Impact of Surface Modulation of Two-Dimensional Ni-MOF and Its Derivatives on Electrochemical Energy Storage and Electrocatalytic Performance

Abstract

This research introduces an innovative approach to enhancing materials for supercapacitors, as well as hydrogen evolution reactions. The study involves synthesizing two-dimensional nickel metal–organic frameworks on nickel foam and the oxide-based materials derived from them and investigating the influence of various surfactants on structural architecture. Among the surfactants, sodium dodecyl sulfate (SDS) displayed the most effective outcomes. The SDS-assisted Ni-MOF-derived NiO demonstrated better electrochemical characteristics when served as one of the electrodes in a supercapacitor exhibiting a high specific capacity of 841.2 C·g^–1 (equivalent to 1682.4 F·g^–1) when tested at 1 A·g^–1, and maintained 92.9% of this capacity after 5000 charge–discharge cycles. This represents significant improvements over surfactant-free materials, with a 26% increase in specific capacitance.
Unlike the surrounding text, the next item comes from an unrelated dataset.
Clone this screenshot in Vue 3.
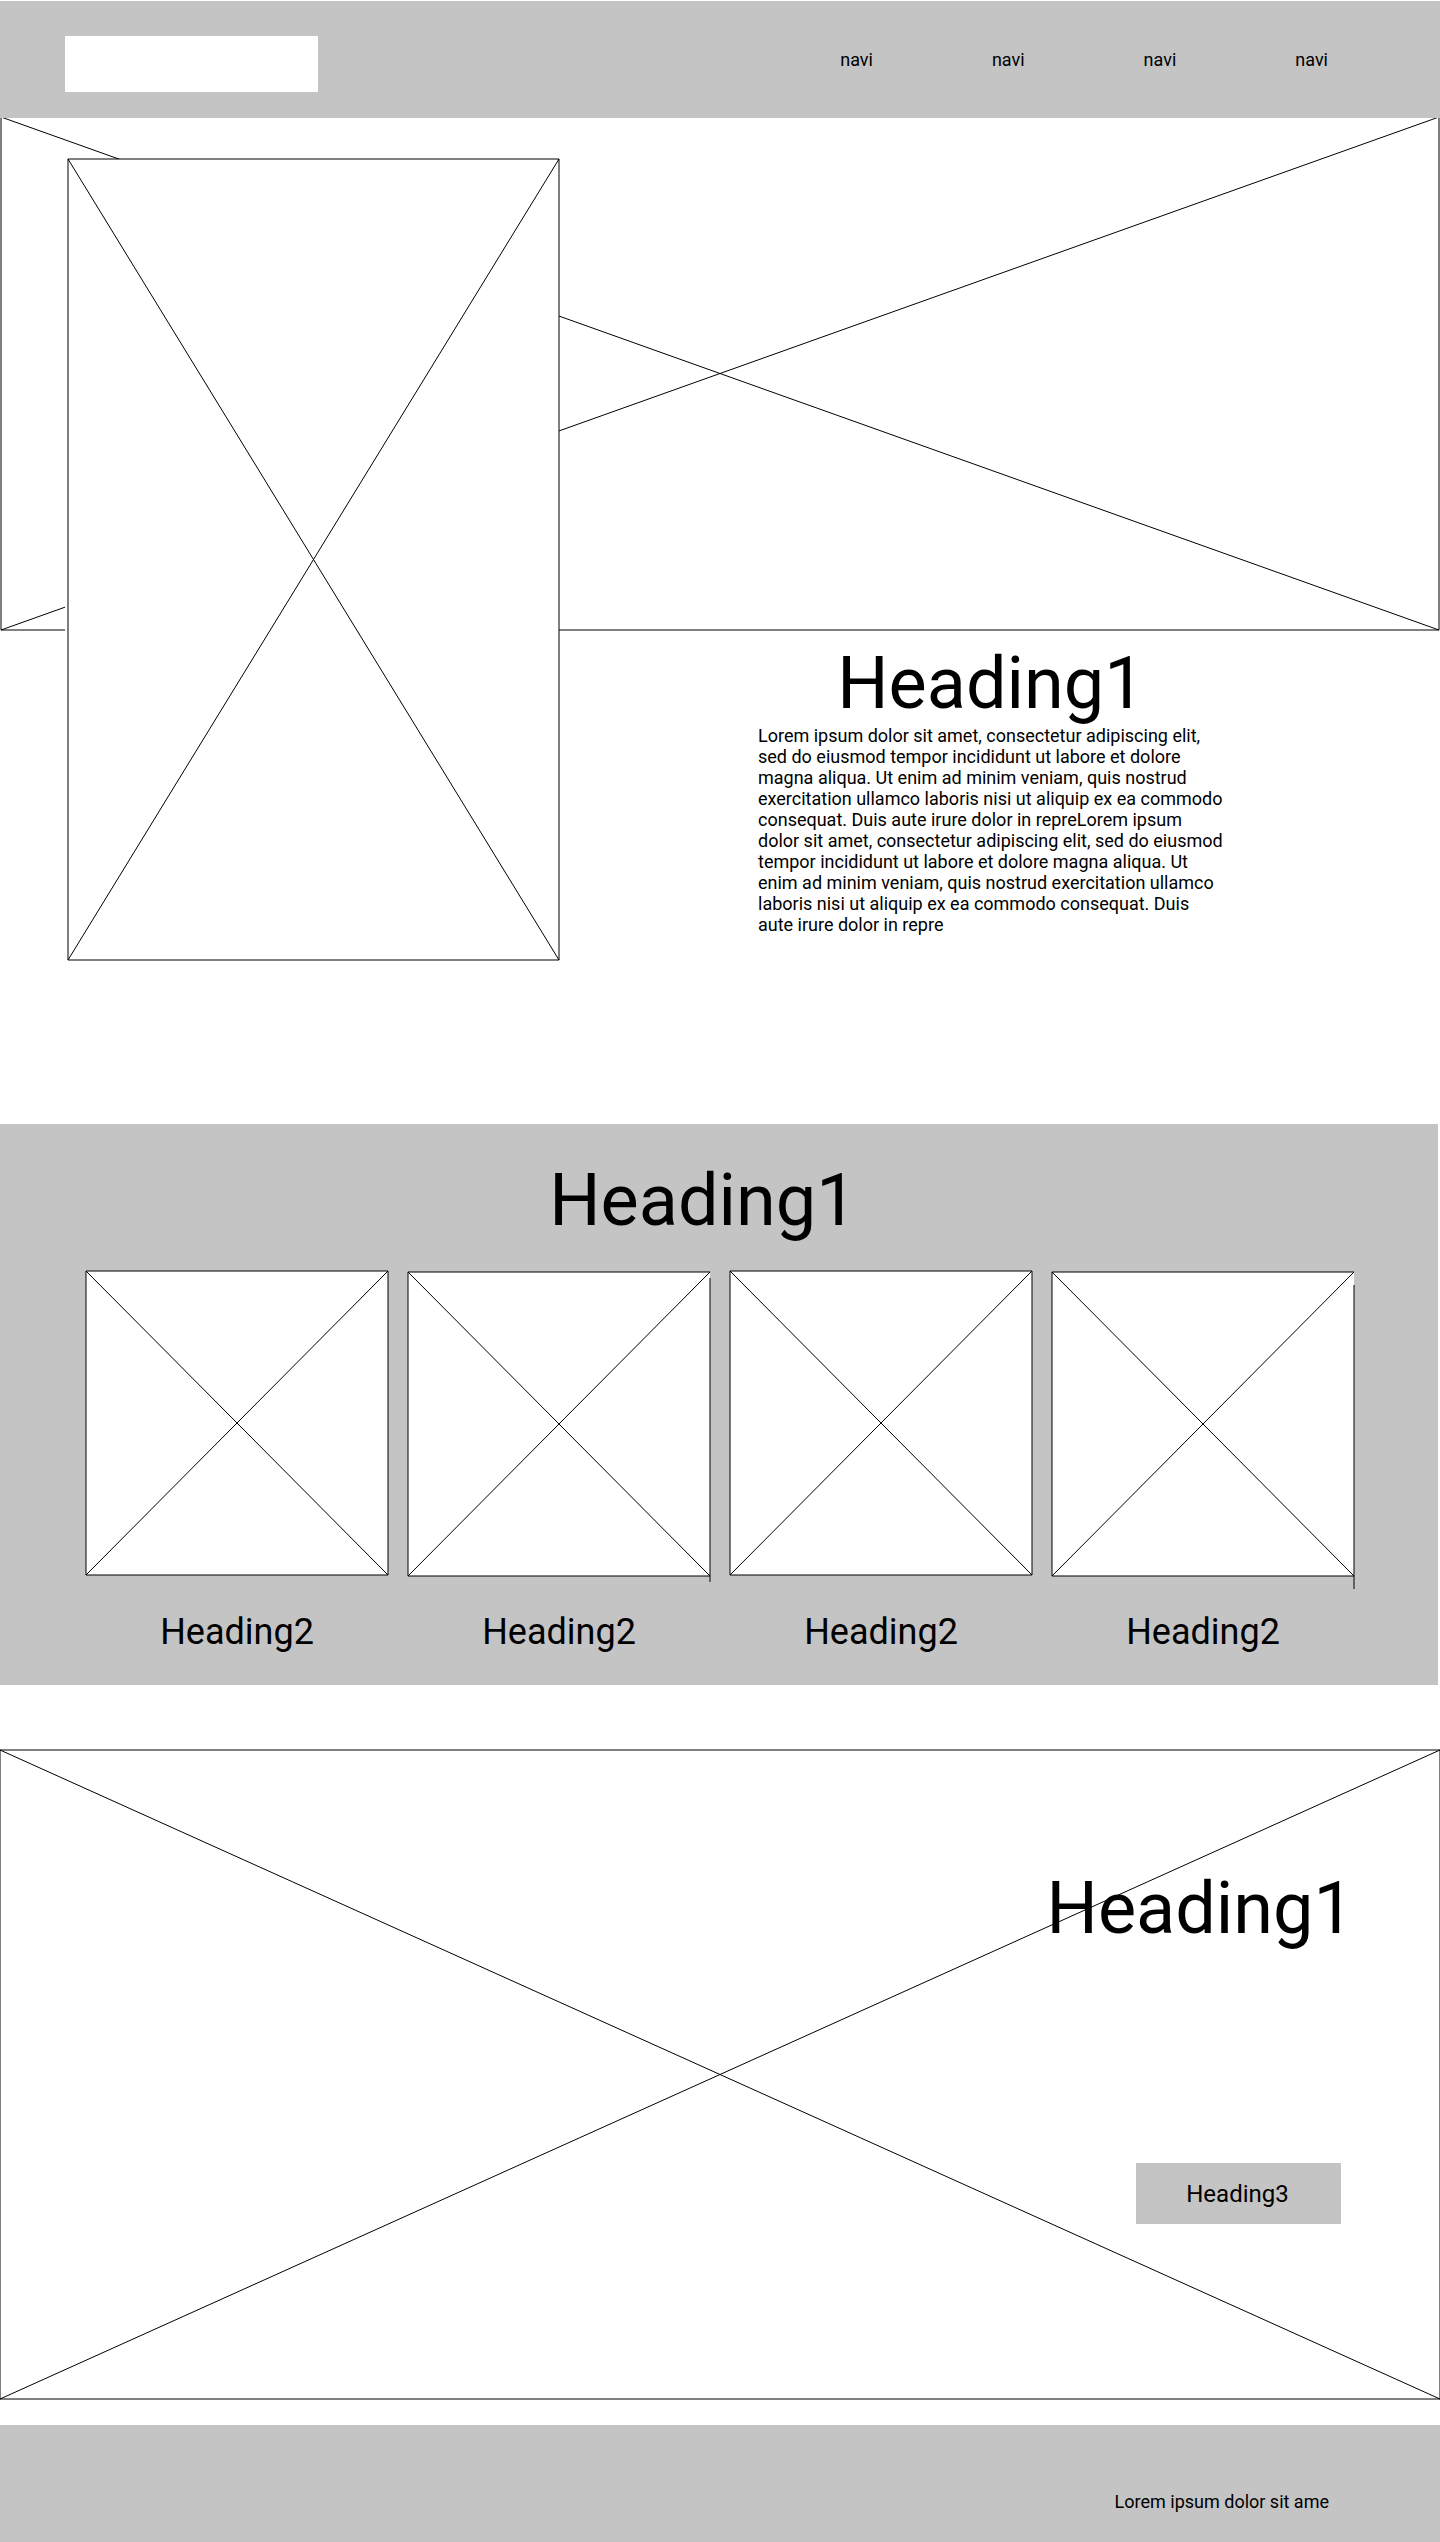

In an asymmetric supercapacitor setup, the material demonstrated an impressive energy density (67.89 Wh·kg^–1) coupled with a power density of 750 W·kg^–1. When applied to the hydrogen evolution reaction, it reached 10 mA·cm^–2 with an overpotential of only 87 mV. It also showed a consistent performance over 24 h. The findings highlight how surfactant-assisted synthesis of Ni-MOF and subsequent derivation resulted in interlinked nanoparticle assemblies arranged in a hierarchical, blossom-like superstructure, which significantly enhances both electrochemical and hydrogen evolution performance. The study underscores the potential of tailored MOF synthesis in developing advanced materials for sustainable energy applications.